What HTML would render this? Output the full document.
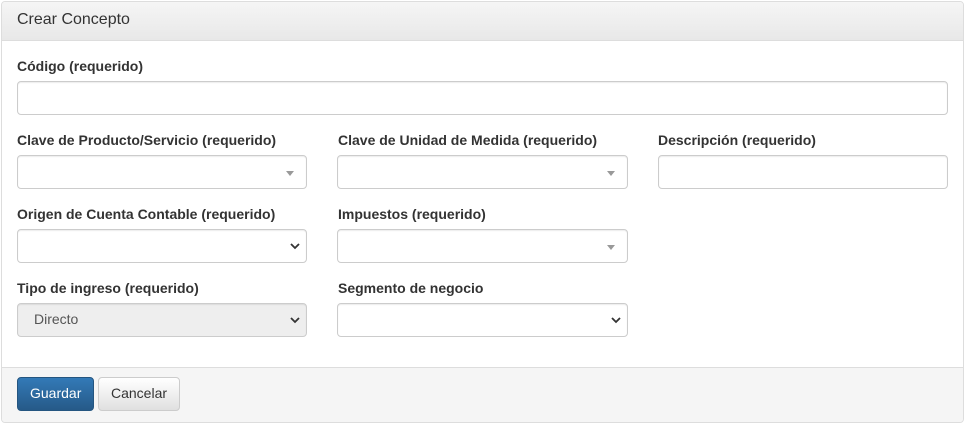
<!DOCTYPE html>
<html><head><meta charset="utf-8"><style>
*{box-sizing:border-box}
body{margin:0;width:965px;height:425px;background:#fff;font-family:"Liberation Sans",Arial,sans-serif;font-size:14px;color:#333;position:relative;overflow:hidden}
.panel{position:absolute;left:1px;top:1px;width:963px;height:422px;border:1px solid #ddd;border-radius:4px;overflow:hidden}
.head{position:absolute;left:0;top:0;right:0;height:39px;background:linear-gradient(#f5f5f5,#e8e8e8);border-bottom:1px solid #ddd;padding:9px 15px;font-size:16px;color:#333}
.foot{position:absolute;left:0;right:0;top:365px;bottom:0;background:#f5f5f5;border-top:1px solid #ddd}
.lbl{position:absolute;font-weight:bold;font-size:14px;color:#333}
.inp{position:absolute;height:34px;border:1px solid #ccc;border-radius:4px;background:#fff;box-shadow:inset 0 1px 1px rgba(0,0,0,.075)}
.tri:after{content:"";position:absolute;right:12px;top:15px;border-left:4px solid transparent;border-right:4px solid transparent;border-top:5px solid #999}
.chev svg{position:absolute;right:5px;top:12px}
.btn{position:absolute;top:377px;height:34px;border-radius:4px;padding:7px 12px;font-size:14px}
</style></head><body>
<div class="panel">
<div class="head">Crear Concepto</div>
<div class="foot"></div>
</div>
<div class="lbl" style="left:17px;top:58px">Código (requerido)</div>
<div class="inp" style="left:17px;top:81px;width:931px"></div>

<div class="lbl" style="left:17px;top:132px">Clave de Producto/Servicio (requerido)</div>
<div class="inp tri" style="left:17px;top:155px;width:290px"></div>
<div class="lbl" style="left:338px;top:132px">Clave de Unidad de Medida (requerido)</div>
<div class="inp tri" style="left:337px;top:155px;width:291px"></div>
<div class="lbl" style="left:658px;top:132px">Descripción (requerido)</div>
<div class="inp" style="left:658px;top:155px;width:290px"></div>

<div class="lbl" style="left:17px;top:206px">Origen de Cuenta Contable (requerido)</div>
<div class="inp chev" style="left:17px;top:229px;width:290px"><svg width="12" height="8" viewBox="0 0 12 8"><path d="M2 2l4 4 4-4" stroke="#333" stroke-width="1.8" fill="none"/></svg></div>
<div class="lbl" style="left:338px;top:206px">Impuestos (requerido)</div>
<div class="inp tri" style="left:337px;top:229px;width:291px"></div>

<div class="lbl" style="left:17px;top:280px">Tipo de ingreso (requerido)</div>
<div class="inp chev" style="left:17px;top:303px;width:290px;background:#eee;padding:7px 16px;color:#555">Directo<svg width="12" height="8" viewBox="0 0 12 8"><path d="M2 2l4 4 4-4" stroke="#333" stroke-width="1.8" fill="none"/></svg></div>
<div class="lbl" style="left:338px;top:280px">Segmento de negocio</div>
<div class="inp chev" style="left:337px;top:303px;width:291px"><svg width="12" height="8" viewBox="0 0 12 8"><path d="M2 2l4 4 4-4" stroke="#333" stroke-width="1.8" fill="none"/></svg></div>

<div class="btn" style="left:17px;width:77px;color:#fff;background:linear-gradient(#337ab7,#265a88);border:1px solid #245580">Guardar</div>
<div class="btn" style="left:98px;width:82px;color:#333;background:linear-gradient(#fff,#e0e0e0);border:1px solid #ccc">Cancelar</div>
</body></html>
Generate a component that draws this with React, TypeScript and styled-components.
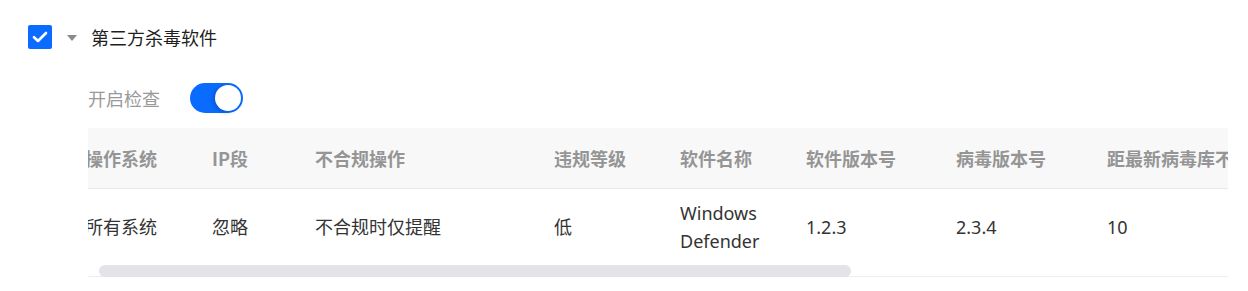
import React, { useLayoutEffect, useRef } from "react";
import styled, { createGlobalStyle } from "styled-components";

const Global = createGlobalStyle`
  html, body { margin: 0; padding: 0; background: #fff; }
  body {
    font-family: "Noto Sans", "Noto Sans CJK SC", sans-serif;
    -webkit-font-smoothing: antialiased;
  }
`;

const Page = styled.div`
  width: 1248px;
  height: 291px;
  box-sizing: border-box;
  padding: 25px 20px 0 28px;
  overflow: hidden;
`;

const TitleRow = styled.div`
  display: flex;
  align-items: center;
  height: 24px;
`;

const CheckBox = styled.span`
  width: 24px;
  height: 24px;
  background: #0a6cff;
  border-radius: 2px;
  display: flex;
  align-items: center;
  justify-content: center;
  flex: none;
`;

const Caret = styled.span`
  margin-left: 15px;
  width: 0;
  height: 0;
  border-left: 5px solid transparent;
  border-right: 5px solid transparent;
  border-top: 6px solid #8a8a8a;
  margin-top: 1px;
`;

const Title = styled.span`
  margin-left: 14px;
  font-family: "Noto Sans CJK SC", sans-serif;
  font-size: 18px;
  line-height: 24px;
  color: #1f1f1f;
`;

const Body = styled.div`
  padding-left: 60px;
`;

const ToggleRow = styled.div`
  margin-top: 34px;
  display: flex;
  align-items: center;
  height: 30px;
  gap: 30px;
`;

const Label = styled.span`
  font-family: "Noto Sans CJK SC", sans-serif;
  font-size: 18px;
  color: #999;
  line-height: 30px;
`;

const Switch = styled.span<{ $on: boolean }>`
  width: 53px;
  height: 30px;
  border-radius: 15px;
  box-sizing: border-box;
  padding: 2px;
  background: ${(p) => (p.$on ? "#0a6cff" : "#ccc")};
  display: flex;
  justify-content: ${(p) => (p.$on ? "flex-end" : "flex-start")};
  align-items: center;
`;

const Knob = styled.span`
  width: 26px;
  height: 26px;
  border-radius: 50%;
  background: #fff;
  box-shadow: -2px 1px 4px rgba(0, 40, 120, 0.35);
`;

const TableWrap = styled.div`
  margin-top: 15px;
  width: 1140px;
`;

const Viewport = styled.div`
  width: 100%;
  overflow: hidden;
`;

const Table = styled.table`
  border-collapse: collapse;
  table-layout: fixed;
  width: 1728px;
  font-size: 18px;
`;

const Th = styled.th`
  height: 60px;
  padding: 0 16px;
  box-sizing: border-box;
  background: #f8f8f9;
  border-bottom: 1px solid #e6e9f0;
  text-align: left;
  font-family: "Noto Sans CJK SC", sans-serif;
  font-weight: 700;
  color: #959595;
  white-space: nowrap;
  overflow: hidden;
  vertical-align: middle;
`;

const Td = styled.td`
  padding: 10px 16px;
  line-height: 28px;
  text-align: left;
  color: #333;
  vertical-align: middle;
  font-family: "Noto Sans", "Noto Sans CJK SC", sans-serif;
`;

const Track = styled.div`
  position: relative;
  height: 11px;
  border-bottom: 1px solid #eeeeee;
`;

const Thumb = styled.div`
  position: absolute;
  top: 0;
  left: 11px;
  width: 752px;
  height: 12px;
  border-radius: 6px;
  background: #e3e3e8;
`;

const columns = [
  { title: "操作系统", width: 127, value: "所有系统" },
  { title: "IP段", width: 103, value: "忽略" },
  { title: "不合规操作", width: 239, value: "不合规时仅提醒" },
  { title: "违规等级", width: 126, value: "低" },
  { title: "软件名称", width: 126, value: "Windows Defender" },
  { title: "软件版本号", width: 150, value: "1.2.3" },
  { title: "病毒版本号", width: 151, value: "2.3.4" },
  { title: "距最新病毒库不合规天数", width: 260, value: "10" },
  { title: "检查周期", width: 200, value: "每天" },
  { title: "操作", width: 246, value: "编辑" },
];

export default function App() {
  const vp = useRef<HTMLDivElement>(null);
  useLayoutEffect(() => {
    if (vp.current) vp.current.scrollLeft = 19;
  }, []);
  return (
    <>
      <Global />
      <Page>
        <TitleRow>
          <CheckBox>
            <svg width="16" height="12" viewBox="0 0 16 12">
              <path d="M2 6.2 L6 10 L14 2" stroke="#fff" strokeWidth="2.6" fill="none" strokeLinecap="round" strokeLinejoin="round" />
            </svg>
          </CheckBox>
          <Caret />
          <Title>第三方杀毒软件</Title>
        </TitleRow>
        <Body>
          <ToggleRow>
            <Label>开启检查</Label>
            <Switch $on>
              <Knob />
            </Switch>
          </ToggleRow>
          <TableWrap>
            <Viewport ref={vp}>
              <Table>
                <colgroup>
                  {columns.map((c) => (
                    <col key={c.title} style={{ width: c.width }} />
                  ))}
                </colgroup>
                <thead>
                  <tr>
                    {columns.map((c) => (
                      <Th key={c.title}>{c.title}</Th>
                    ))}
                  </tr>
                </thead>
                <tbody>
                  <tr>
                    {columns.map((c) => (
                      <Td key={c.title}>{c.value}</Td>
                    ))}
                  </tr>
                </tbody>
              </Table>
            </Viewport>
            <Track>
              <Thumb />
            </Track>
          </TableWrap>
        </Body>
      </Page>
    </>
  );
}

________________________

What to produce: Among the lines of the records above, count those holding the string "this", and report only the number.

Result of the exercise: 2